At weddings, the rise of modest fashion means an increasing number of Muslim brides choose to wear hijab on their wedding, supposedly enabling them to have the parties mixed. On an occasion such as a wedding where everyone is dressed to impress, combined with men and women socialising or dancing together (as we have to admit, regularly happens), such an environment is unlikely to be pleasing to Allah (swt).

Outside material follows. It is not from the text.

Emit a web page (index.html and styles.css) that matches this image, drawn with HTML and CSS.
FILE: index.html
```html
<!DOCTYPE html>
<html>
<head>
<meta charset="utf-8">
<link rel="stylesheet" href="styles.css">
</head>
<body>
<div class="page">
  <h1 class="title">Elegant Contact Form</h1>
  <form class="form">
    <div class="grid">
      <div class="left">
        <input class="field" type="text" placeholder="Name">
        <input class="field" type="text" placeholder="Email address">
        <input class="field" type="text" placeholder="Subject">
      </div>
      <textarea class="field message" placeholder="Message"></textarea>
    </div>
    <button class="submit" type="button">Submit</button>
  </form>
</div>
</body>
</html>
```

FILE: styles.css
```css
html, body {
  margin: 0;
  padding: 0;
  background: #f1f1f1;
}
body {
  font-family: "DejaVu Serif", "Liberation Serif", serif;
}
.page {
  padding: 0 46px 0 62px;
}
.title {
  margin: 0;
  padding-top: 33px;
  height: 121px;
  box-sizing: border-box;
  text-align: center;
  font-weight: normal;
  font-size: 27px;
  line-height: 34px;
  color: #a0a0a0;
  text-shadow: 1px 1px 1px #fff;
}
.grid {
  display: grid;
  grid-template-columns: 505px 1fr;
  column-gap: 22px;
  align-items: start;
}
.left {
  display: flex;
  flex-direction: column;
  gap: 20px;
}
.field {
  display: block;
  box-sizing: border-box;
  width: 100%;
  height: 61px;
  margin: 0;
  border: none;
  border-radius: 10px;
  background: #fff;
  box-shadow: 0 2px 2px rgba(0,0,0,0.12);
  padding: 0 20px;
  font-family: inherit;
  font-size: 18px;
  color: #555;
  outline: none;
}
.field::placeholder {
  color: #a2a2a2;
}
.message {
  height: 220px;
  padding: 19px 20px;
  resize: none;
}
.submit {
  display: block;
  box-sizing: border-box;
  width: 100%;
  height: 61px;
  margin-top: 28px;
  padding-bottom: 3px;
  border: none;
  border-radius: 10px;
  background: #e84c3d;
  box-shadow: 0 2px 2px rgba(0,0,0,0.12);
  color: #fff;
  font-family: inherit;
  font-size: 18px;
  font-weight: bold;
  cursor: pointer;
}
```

Of course in the West, the vast majority of social events at university are mixed, and many Muslim societies and organisations have followed suit, with charity events often featuring brothers and sisters making trips together, participating in activities or having dinners. Even some community events, which have usually naturally segregated due to they’re being held in the masjid, are increasingly less stringent on implementing and educating the community on such boundaries
This is largely a culturally influenced phenomenon. Even back home, numerous social events will not be segregated, with little thought given as to whether Islam has something to say on the issue, purely out of a lack of knowledge. Segregation is simply viewed as something the extreme uncles and aunts of the family believe, and seems restrictive and backward.

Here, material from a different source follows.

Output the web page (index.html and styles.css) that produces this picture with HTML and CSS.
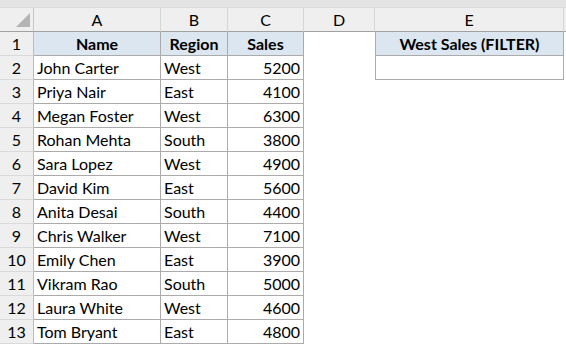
FILE: index.html
```html
<!DOCTYPE html>
<html>
<head>
<meta charset="utf-8">
<link rel="stylesheet" href="styles.css">
</head>
<body>
<div class="topbar"></div>
<div class="sheet">
  <div class="ch corner"><span class="tri"></span></div>
  <div class="ch">A</div>
  <div class="ch">B</div>
  <div class="ch">C</div>
  <div class="ch">D</div>
  <div class="ch">E</div>
  <div class="ch rest"></div>

  <div class="rh">1</div>
  <div class="c hd">Name</div>
  <div class="c hd">Region</div>
  <div class="c hd">Sales</div>
  <div class="e"></div>
  <div class="c hd ecol">West Sales (FILTER)</div>
  <div class="e"></div>

  <div class="rh">2</div>
  <div class="c">John Carter</div>
  <div class="c">West</div>
  <div class="c num">5200</div>
  <div class="e"></div>
  <div class="c ecol"></div>
  <div class="e"></div>

  <div class="rh">3</div>
  <div class="c">Priya Nair</div>
  <div class="c">East</div>
  <div class="c num">4100</div>
  <div class="e"></div><div class="e"></div><div class="e"></div>

  <div class="rh">4</div>
  <div class="c">Megan Foster</div>
  <div class="c">West</div>
  <div class="c num">6300</div>
  <div class="e"></div><div class="e"></div><div class="e"></div>

  <div class="rh">5</div>
  <div class="c">Rohan Mehta</div>
  <div class="c">South</div>
  <div class="c num">3800</div>
  <div class="e"></div><div class="e"></div><div class="e"></div>

  <div class="rh">6</div>
  <div class="c">Sara Lopez</div>
  <div class="c">West</div>
  <div class="c num">4900</div>
  <div class="e"></div><div class="e"></div><div class="e"></div>

  <div class="rh">7</div>
  <div class="c">David Kim</div>
  <div class="c">East</div>
  <div class="c num">5600</div>
  <div class="e"></div><div class="e"></div><div class="e"></div>

  <div class="rh">8</div>
  <div class="c">Anita Desai</div>
  <div class="c">South</div>
  <div class="c num">4400</div>
  <div class="e"></div><div class="e"></div><div class="e"></div>

  <div class="rh">9</div>
  <div class="c">Chris Walker</div>
  <div class="c">West</div>
  <div class="c num">7100</div>
  <div class="e"></div><div class="e"></div><div class="e"></div>

  <div class="rh">10</div>
  <div class="c">Emily Chen</div>
  <div class="c">East</div>
  <div class="c num">3900</div>
  <div class="e"></div><div class="e"></div><div class="e"></div>

  <div class="rh">11</div>
  <div class="c">Vikram Rao</div>
  <div class="c">South</div>
  <div class="c num">5000</div>
  <div class="e"></div><div class="e"></div><div class="e"></div>

  <div class="rh">12</div>
  <div class="c">Laura White</div>
  <div class="c">West</div>
  <div class="c num">4600</div>
  <div class="e"></div><div class="e"></div><div class="e"></div>

  <div class="rh">13</div>
  <div class="c">Tom Bryant</div>
  <div class="c">East</div>
  <div class="c num">4800</div>
  <div class="e"></div><div class="e"></div><div class="e"></div>
</div>
</body>
</html>
```

FILE: styles.css
```css
* { box-sizing: border-box; }
html, body {
  margin: 0;
  padding: 0;
  background: #ffffff;
  width: 566px;
  height: 345px;
  overflow: hidden;
}
body {
  font-family: Lato, "Liberation Sans", sans-serif;
  font-size: 16px;
  color: #000000;
}
.topbar {
  height: 8px;
  background: #e4e4e4;
  border-bottom: 1px solid #dcdcdc;
}
.sheet {
  display: grid;
  grid-template-columns: 34px 127px 67px 76px 71px 189px 1fr;
  grid-auto-rows: 24px;
}
.ch {
  background: #efefef;
  border-right: 1px solid #d6d6d6;
  border-bottom: 1px solid #a0a0a0;
  display: flex;
  align-items: center;
  justify-content: center;
  line-height: 1;
  padding-top: 1px;
}
.ch.rest { border-right: none; }
.corner {
  position: relative;
  border-right: 1px solid #c6c6c6;
}
.tri {
  position: absolute;
  right: 3px;
  bottom: 4px;
  width: 0;
  height: 0;
  border-left: 14px solid transparent;
  border-bottom: 14px solid #b4b4b4;
}
.rh {
  background: #efefef;
  border-right: 1px solid #bcbcbc;
  border-bottom: 1px solid #dadada;
  display: flex;
  align-items: center;
  justify-content: center;
}
.c {
  border-right: 1px solid #ababab;
  border-bottom: 1px solid #ababab;
  display: flex;
  align-items: center;
  padding: 0 3px;
  white-space: nowrap;
}
.hd {
  background: #dce6f1;
  font-weight: bold;
  justify-content: center;
}
.num { justify-content: flex-end; }
.ecol { border-left: 1px solid #ababab; }
.e { }
```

But when we look to the evidence holistically, it is clear that this is part of the wider social system of Islam, which creates an environment where men and women can interact efficiently where necessary, and otherwise not allow closer relationships to take root.
Undoubtedly, some people will find the implication that men and women are distracted by one another offensive. To those who do, I would advise a simple perusal of “Muslim Twitter” or other social media platform and assess how frequently the subject of marriage or the opposite gender is discussed by the youth. It is man’s nature to be so inclined; Islam does not subvert it, instead redirects it to the correct channel, namely marriage at an appropriate time. But it does not let such attitudes interfere with other interactions men and women take part in, and creates boundaries for us to abide by.
The youth of today face numerous challenges, from drugs, to extra-marital relationships, addictions to pornography to low self-esteem and mental health issues. Segregation will not solve all of these, but conveying this to our community is a step towards the correct understanding of men and women’s interactions with one another in the 21st century.